Another key factor in ensuring its bonding properties and decreasing the likelihood of cracks forming over time in the tiles, is compactness.
When applying the adhesive, you need to make sure there is a liberal amount and there are no “hollows” or “bubbles” between tile and adhesive. It should be applied uniformly so that you don’t end up with areas where it is thicker, especially if the tile is particularly thin or brittle.
By making sure you avoid such hollows, you are ensuring that the tile will better support any weight placed on it and also increase its hold in an outdoor environment or where it is frequently exposed to water.

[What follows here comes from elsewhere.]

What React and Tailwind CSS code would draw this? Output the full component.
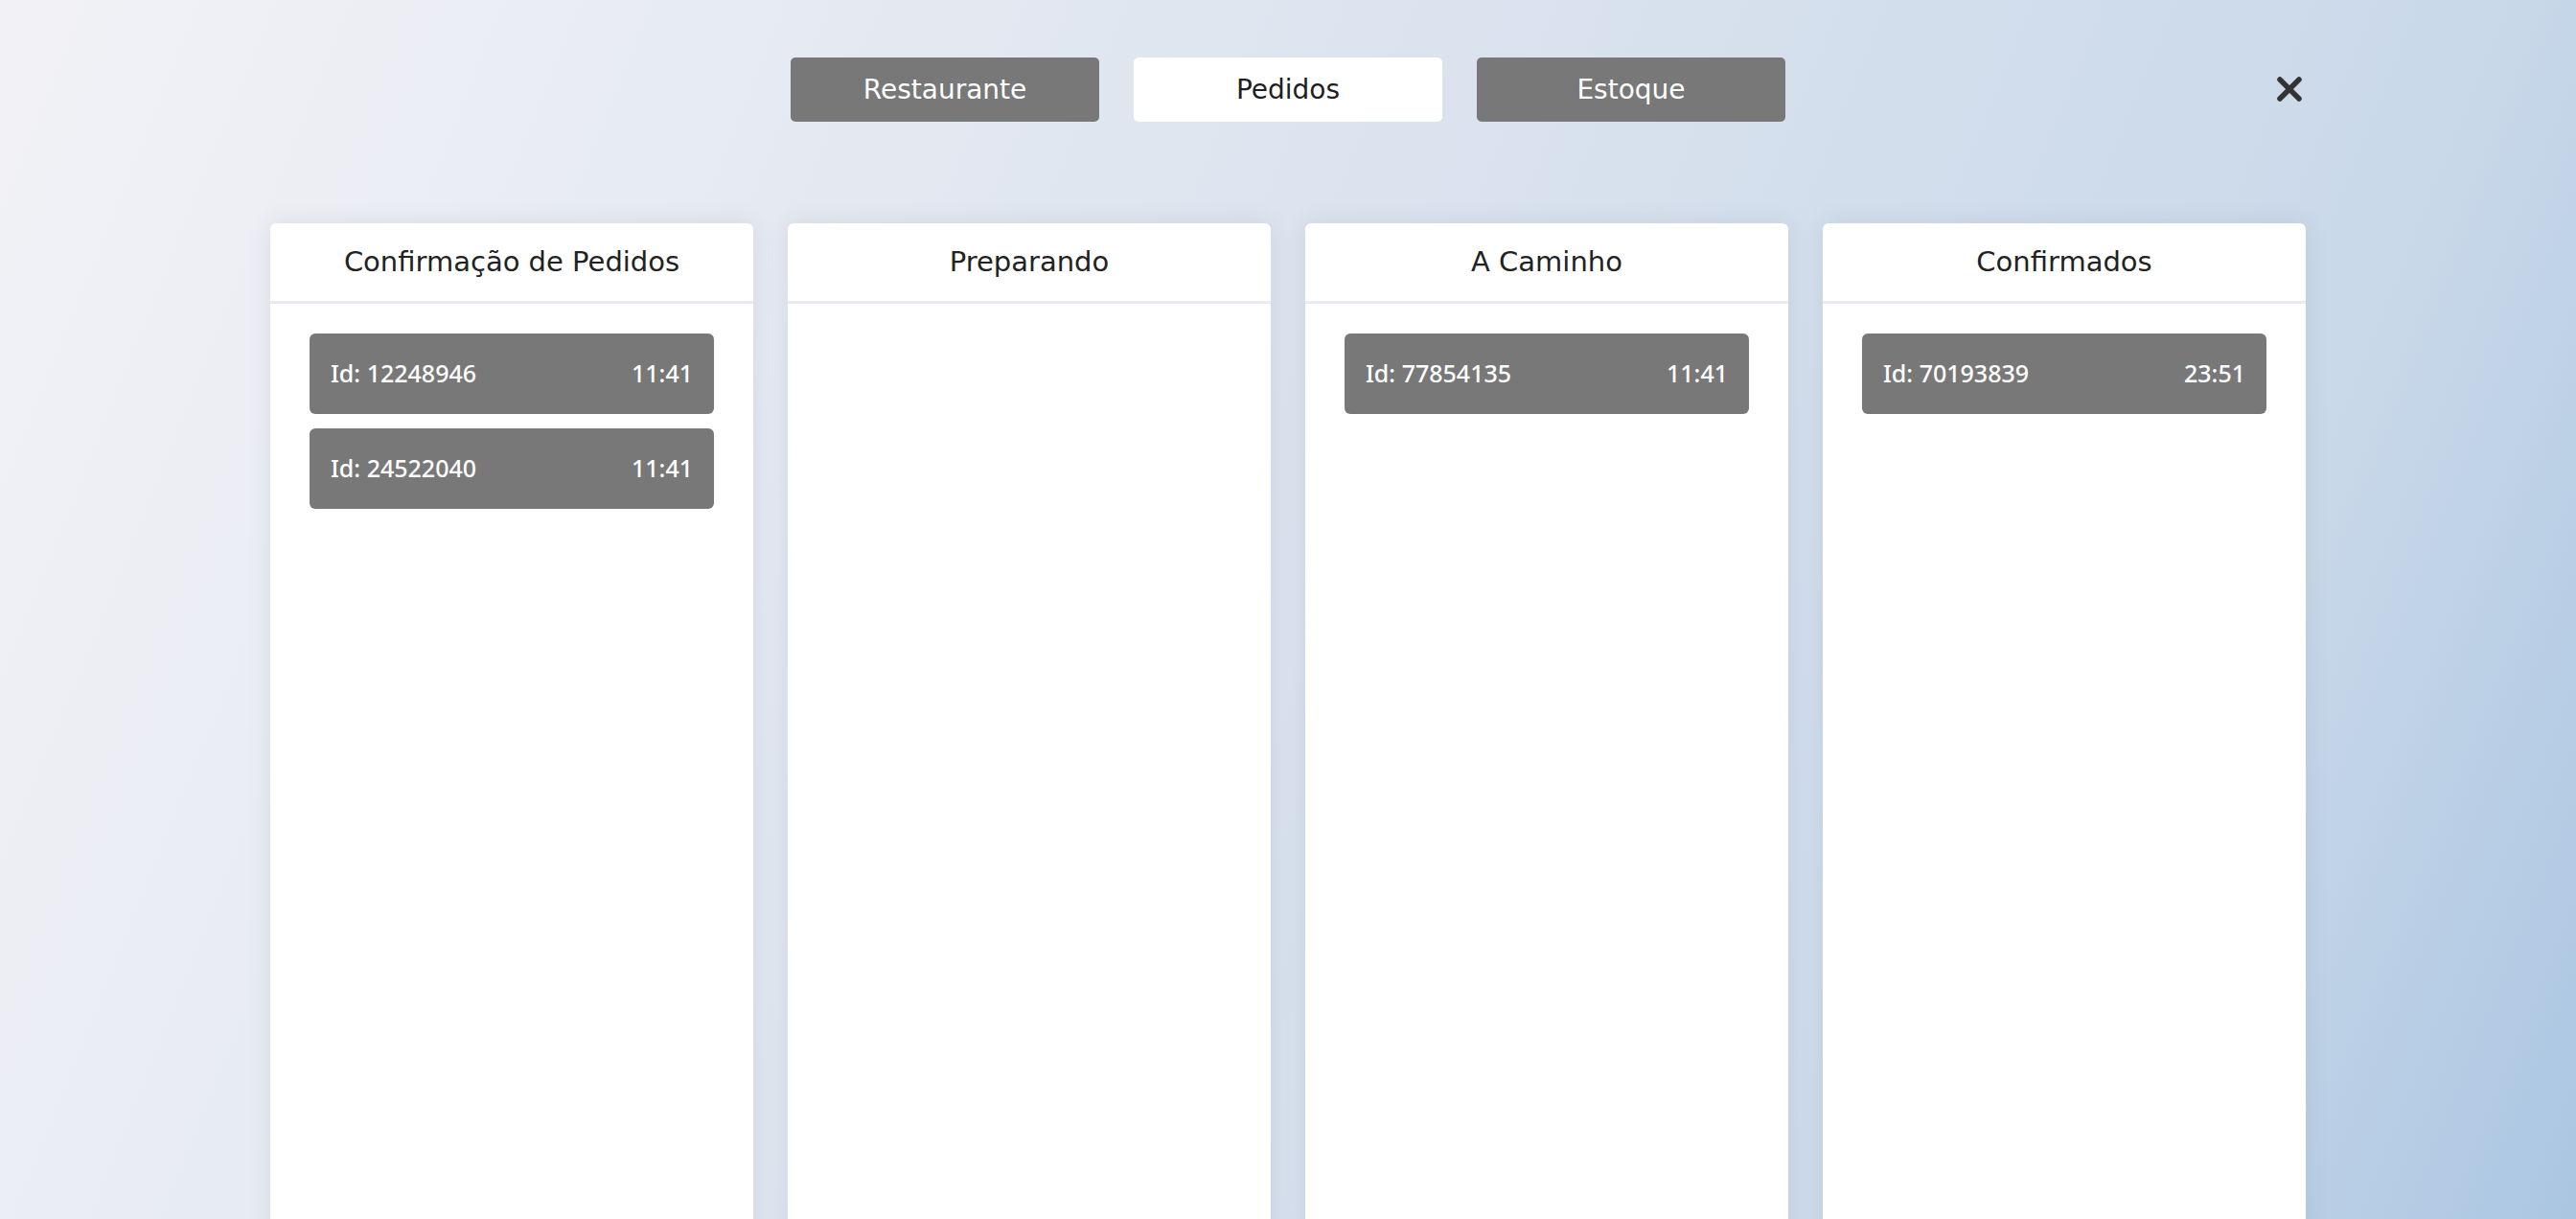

Before you begin spreading the adhesive, it is a good idea to apply a very sparse, thin coat to the back of the tile, using a minimum of product, but just enough to create a layer that almost acts as a primer, providing additional grip.

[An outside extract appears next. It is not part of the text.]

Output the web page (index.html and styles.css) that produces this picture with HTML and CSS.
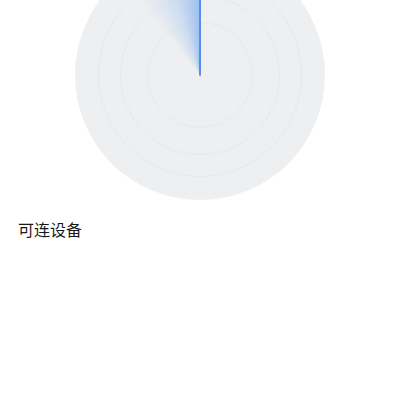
FILE: index.html
```html
<!DOCTYPE html>
<html lang="zh-CN">
<head>
    <meta charset="UTF-8">
    <meta name="viewport" content="width=device-width, initial-scale=1.0">
    <title>设备搜索</title>
    <link rel="stylesheet" href="styles.css">
</head>
<body>
    <div class="scan">
        <div class="radar">
            <div class="ring ring-3">
                <div class="ring ring-2">
                    <div class="ring ring-1"></div>
                </div>
            </div>
            <div class="sweep"></div>
            <div class="needle"></div>
        </div>
    </div>

    <h2 class="section-title">可连设备</h2>
    <div class="device-list">
        <!-- devices found will appear here -->
    </div>
</body>
</html>
```

FILE: styles.css
```css
body {
    font-family: "Noto Sans CJK SC", "Noto Sans", sans-serif;
    margin: 0;
    padding: 0;
    background: #ffffff;
    color: #1a1a1a;
    overflow: hidden;
}

.scan {
    display: flex;
    justify-content: center;
    margin-top: -50px;
}

.radar {
    position: relative;
    width: 250px;
    height: 250px;
    border-radius: 50%;
    background: #eeeff1;
    display: flex;
    align-items: center;
    justify-content: center;
    overflow: hidden;
}

.ring {
    border: 1px solid #e6e7ea;
    border-radius: 50%;
    display: flex;
    align-items: center;
    justify-content: center;
}

.ring-3 {
    width: 202px;
    height: 202px;
}

.ring-2 {
    width: 158px;
    height: 158px;
}

.ring-1 {
    width: 104px;
    height: 104px;
}

.sweep {
    position: absolute;
    inset: 0;
    border-radius: 50%;
    background: conic-gradient(from 0deg, rgba(238, 239, 241, 0) 0deg, rgba(238, 239, 241, 0) 320deg, rgba(150, 188, 240, 0.35) 342deg, rgba(130, 175, 240, 0.75) 360deg);
}

.needle {
    position: absolute;
    left: 124px;
    top: 0;
    width: 2px;
    height: 126px;
    background: #5590f0;
    border-radius: 1px;
}

.section-title {
    margin: 18px 18px 0;
    font-size: 16px;
    font-weight: 400;
    line-height: 22px;
    color: #1a1a1a;
}
```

We recommend that the adhesive is applied both to the tile and the substrate, using a notched trowel. Again, we want to emphasise that the objective is to create a uniform, compact adhesive “bed”.

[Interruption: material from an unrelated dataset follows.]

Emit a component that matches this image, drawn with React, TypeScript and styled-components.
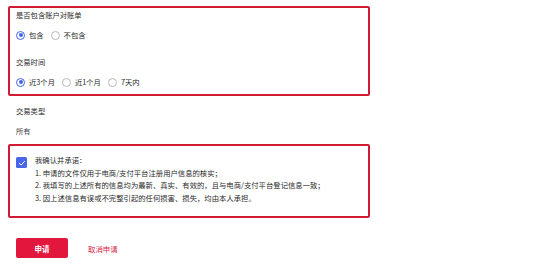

Apply the adhesive using an action that spreads it from short side to short side (if working with rectangular pieces) of the back of the tile, working in one direction only. Follow that same direction when applying the adhesive to the substrate so that there is no criss-cross effect which could lead to the formation of air bubbles, as this could compromise its hold.
Then, using your hands or a rubber mallet, even out the tile so that again, any air bubbles are removed. Because Salvatori tiles are usually laid with the absolute minimum joint possible, it is particularly important that the tiles are perfectly level with each other, as you do not have thick lines of grout to help disguise any irregularity.
If you are working with a substrate in materials such as plasterboard, concrete or brick, we recommend using two-component, highly deformable, quick-setting, cement-based adhesives with extended opening time and no vertical slippage, whereas for a wooden substrate, we use a two-component polyurethane adhesive.
After working with them for many years, we are confident in recommending the Mapei range of products.